3. Mr. J.P. Khaitan, learned advocate appearing in support of this appeal pointed out that the said decision was, in fact, decided without hearing the assessee since the assessee did not appear, although the matter appeared before the Bench on a number of occasions. He tried to point out that the assessee could not place the facts before the Bench when the Bench considered the decision of the Tribunal and came to the conclusion in Soma Finance & Leasing Co. Ltd.’s case (supra).
4. In the instant case, the Department did not appear before us and the tables have been turned. We have granted time on a number of occasions to enable them to appear before us and make their submissions on the point but our wishes have not been fulfilled and they did not appear before us when we finally took up the matter today after granting adjournment on a number of occasions. Mr. Khaitan also drew our attention to item III(2)(ii) of Appendix I under rule 5 of the Income-tax Rules, 1962, which is set out hereunder :
III. Machinery and plant :
(2) . . . . (ii) Motor buses, motor lorries and motor taxis used in a business of running them on hire” 

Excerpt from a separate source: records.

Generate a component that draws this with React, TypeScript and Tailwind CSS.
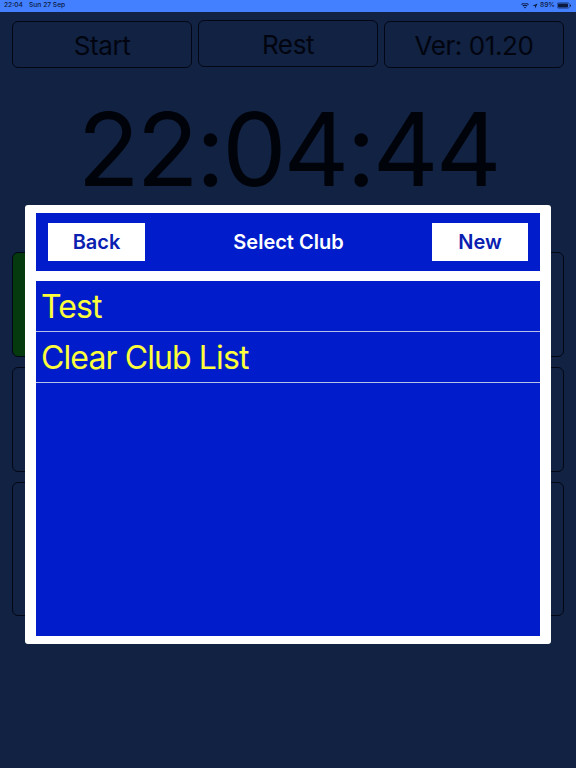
import React from "react";

function Panel({ className, children }: { className: string; children?: React.ReactNode }) {
  return (
    <div className={"flex items-center justify-center rounded-[6px] border border-[#030614] text-[#02050f] " + className}>
      {children}
    </div>
  );
}

export default function App() {
  return (
    <div className="relative h-[768px] w-[576px] overflow-hidden bg-[#112242] font-['Inter']">
      <div className="flex h-[11.5px] items-center justify-between bg-[#4280ff] pl-[4px] pr-[5px] text-[6.700px] font-medium leading-none text-[#0c1a40]">
        <div className="flex gap-[6px]">
          <span>22:04</span>
          <span>Sun 27 Sep</span>
        </div>
        <div className="flex items-center gap-[2px]">
          <svg width="8" height="6" viewBox="0 0 18 14" fill="#0c1a40">
            <path d="M9 13 L6.500 10 A4 4 0 0 1 11.500 10 Z M4.800 8 L3 6 A9 9 0 0 1 15 6 L13.200 8 A6.500 6.500 0 0 0 4.800 8 Z M1.800 4.800 L0 3 A13 13 0 0 1 18 3 L16.200 4.800 A10.500 10.500 0 0 0 1.800 4.800 Z" />
          </svg>
          <svg className="ml-[1px]" width="6" height="6" viewBox="0 0 14 14" fill="#0c1a40">
            <path d="M13 1 L1 6.500 L7 7 L7.500 13 Z" />
          </svg>
          <span>89%</span>
          <svg width="14" height="7" viewBox="0 0 28 14">
            <rect x="0.500" y="1.500" width="24" height="11" rx="3" fill="none" stroke="#0c1a40" strokeWidth="1" />
            <rect x="2" y="3" width="20" height="8" rx="1.500" fill="#0c1a40" />
            <rect x="26" y="5" width="2" height="4" rx="1" fill="#0c1a40" />
          </svg>
        </div>
      </div>

      <div className="flex flex-col px-[12px]">
        <div className="mt-[8.500px] flex h-[48px] gap-[6px] text-[26px] tracking-[-0.400px]">
          <Panel className="mt-[1px] h-[47px] w-[180px] pt-[1px]">Start</Panel>
          <Panel className="h-[47px] w-[180px] pt-[1px]">Rest</Panel>
          <Panel className="mt-[1px] h-[47px] w-[180px] pt-[1px]">Ver: 01.20</Panel>
        </div>

        <div className="mt-[21px] flex h-[120px] items-center justify-center text-[102px] leading-none tracking-[-3px] text-[#01030a]">
          22:04:44
        </div>

        <div className="mt-[43px] flex flex-col gap-[10px]">
          <div className="flex h-[105px] gap-[6px]">
            <Panel className="w-[270px] bg-[#053a0e]" />
            <Panel className="flex-1" />
          </div>
          <Panel className="h-[105px]" />
          <Panel className="h-[134px] rounded-[2px]" />
        </div>
      </div>

      <div className="absolute left-[25px] top-[205px] flex h-[439px] w-[526px] flex-col rounded-[3px] bg-white px-[11px] py-[8px]">
        <div className="flex h-[58px] items-center justify-between bg-[#001ccb] px-[12px]">
          <div className="flex h-[38px] w-[97px] items-center justify-center bg-white text-[20px] font-semibold text-[#0a20b0]">
            Back
          </div>
          <div className="text-[20px] font-semibold text-white">Select Club</div>
          <div className="flex h-[38px] w-[96px] items-center justify-center bg-white text-[20px] font-semibold text-[#0a20b0]">
            New
          </div>
        </div>
        <div className="mt-[10px] flex-1 bg-[#001ccb] text-[32px] leading-none tracking-[-0.900px] text-[#fdfd3c]">
          <div className="flex h-[50.500px] items-center border-b border-[#b9c0ea] pl-[5px] pt-[3px]">Test</div>
          <div className="flex h-[51px] items-center border-b border-[#b9c0ea] pl-[5px] pt-[3px]">Clear Club List</div>
        </div>
      </div>
    </div>
  );
}
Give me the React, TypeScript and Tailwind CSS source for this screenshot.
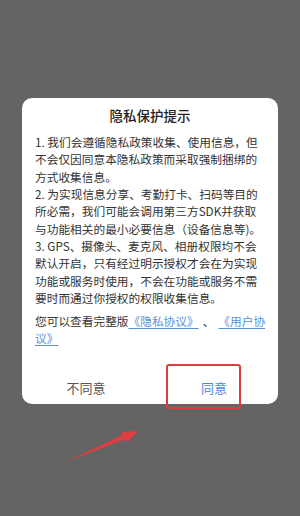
import React from "react";

export default function App() {
  const font = { fontFamily: '"Noto Sans CJK SC", "Noto Sans", sans-serif' };
  return (
    <div className="relative w-[300px] h-[516px] bg-[#646464] overflow-hidden" style={font}>
      <div className="pt-[98px] px-[22px]">
        <div className="bg-white rounded-[10px] flex flex-col">
          <div className="pt-[7px] h-[28px] leading-[20px] text-center text-[13.5px] font-medium text-[#222]">
            隐私保护提示
          </div>
          <div className="mt-[7px] px-[13px] text-[11.7px] leading-[17.35px] text-[#333] whitespace-nowrap">
            <p>
              1. 我们会遵循隐私政策收集、使用信息，但<br />
              不会仅因同意本隐私政策而采取强制捆绑的<br />
              方式收集信息。<br />
              2. 为实现信息分享、考勤打卡、扫码等目的<br />
              所必需，我们可能会调用第三方SDK并获取<br />
              与功能相关的最小必要信息（设备信息等)。<br />
              3. GPS、摄像头、麦克风、相册权限均不会<br />
              默认开启，只有经过明示授权才会在为实现<br />
              功能或服务时使用，不会在功能或服务不需<br />
              要时而通过你授权的权限收集信息。
            </p>
            <p className="mt-[5.4px]">
              您可以查看完整版<span className="text-[#5b8fdb] underline underline-offset-2">《隐私协议》</span>
              <span className="inline-block mx-[4px]">、</span>
              <span className="text-[#5b8fdb] underline underline-offset-2">《用户协</span>
              <br />
              <span className="text-[#5b8fdb] underline underline-offset-2">议》</span>
            </p>
          </div>
          <div className="mt-[26px] h-[31px] flex">
            <div className="flex-1 flex items-center justify-center text-[13px] text-[#555]">不同意</div>
            <div className="flex-1 flex items-center justify-center text-[13px] text-[#4a8be0]">同意</div>
          </div>
        </div>
      </div>
      <div className="absolute left-[166px] top-[364px] w-[75px] h-[45px] border-2 border-[#e23b3b] rounded-[3px]" />
      <svg className="absolute left-0 top-0" width="300" height="516" viewBox="0 0 300 516">
        <polygon
          points="65,462 122,435.3 121.5,432 138,431 127.5,442 124.5,439.5"
          fill="#ea3a40"
          opacity="0.9"
        />
      </svg>
    </div>
  );
}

5. He further drew our attention to a decision of Delhi High Court in CIT v. Bansal Credits Ltd.  259 ITR 69 / 126 Taxman 149 , where the court held that the assessee which are engaged in the business of leasing out commercial vehicles are entitled to depreciation at the higher rate of 40 per cent as provided in item III(2)(ii ) of Appendix I to the Income-tax Rules, 1962. He further drew our attention to the said decision and contended that in the said decision the Delhi High Court took note of Soma Finance & Leasing Co. Ltd.’s case (supra) and decided the question and came to the conclusion that on a plain reading of section 32 of the Income-tax Act, 1961, an entry made under item III(2)(ii) of Appendix I to the Income-tax Rules, it is clear that it is the end user of the specified asset which is relevant for determining the percentage of depreciation. Section 32 requires that the asset should be used for the purpose of the assessee’s business and the entry under the Appendix refers to the user it should be put to. Once it is accepted that the leasing out of the vehicles is one of the modes of doing business by the assessee and, in fact, the income from such leasing is treated as business income of the assessee, it would be clearly contradictory in terms to hold that the vehicles in question were not used wholly for the purpose of the assessee’s business and the assessee is bound to get the benefit under such Appendix I and thereby should get the benefit of receiving the percentage of depreciation at higher rate which is specified in the said entry at 40 per cent.
6. Consequently it appears to us that a special leave petition was filed from the said order of the Delhi High Court and which in a subsequent judgment of the Delhi High Court has been specifically recorded that the special leave petition against the decision in Bansal Credits Ltd.’s case (supra) was dismissed by the Apex Court ( 263 ITR (St.) 2) and, in fact, the Division Bench of the Delhi High Court held that the order so passed by the Delhi High Court in Bansal Credits Ltd.’s case (supra) has been indirectly confirmed by the Supreme Court. Needless to join any issue in regard thereto by us in respect of such statement as has been made in the decision in CIT v. Goodwill India Ltd.  268 ITR 480 / 141 Taxman 1 (Delhi). It further appears to us that the Delhi High Court after taking into account a decision of the Supreme Court in CIT v. Shaan Finance P. Ltd.  231 ITR 308/ 97 Taxman 435, where the business of the assessee consists of hiring out machinery and/or where the income derived by the assessee from the hiring of such machinery is business income, the assessee must be considered as having used the machinery for the purpose of its business. Following the said principle, it appears to us that the Delhi High Court decided the question in Bansal Credits Ltd.’s case (supra) with regard to the depreciation so to be allowed to the assessee at a higher rate after taking into consideration and after construing the language used by the Legislature in the taxing statutes and, therefore, we cannot, in our considered opinion, differ from the principle laid down by the said decision and furthermore, the decision of this High Court has also been taken note of by the Delhi High Court and the said order has also been confirmed by the Supreme Court and we have to take note of that in deciding the question after placing such facts on record the Supreme Court indirectly affirmed the order so passed by the Delhi High Court in Bansal Credits Ltd.’s case (supra). Therefore, in our considered opinion, the questions which are to be answered in this matter have to be in favour of the assessee and we do not find that there is any reason to differ from the decision of the Delhi High Court taking into account the facts and circumstances of this case and accordingly we answer the question in favour of the assessee and allow the appeal. We further keep it on record that the assessee is entitled to get depreciation as claimed at the rate of 40 per cent.
7. We further cannot brush aside the fact as we have been informed by Mr. Khaitan that a letter was addressed in this matter which was also placed before the Tribunal which did not appear in the order so passed by the Tribunal. For the said assessment year 1996-97 the Assessing Officer at the time of final assessment of the file of the petitioner allowed the depreciation as prayed for by them at that rate, i.e., 40 per cent.
8. The appeal is allowed in favour of the appellant.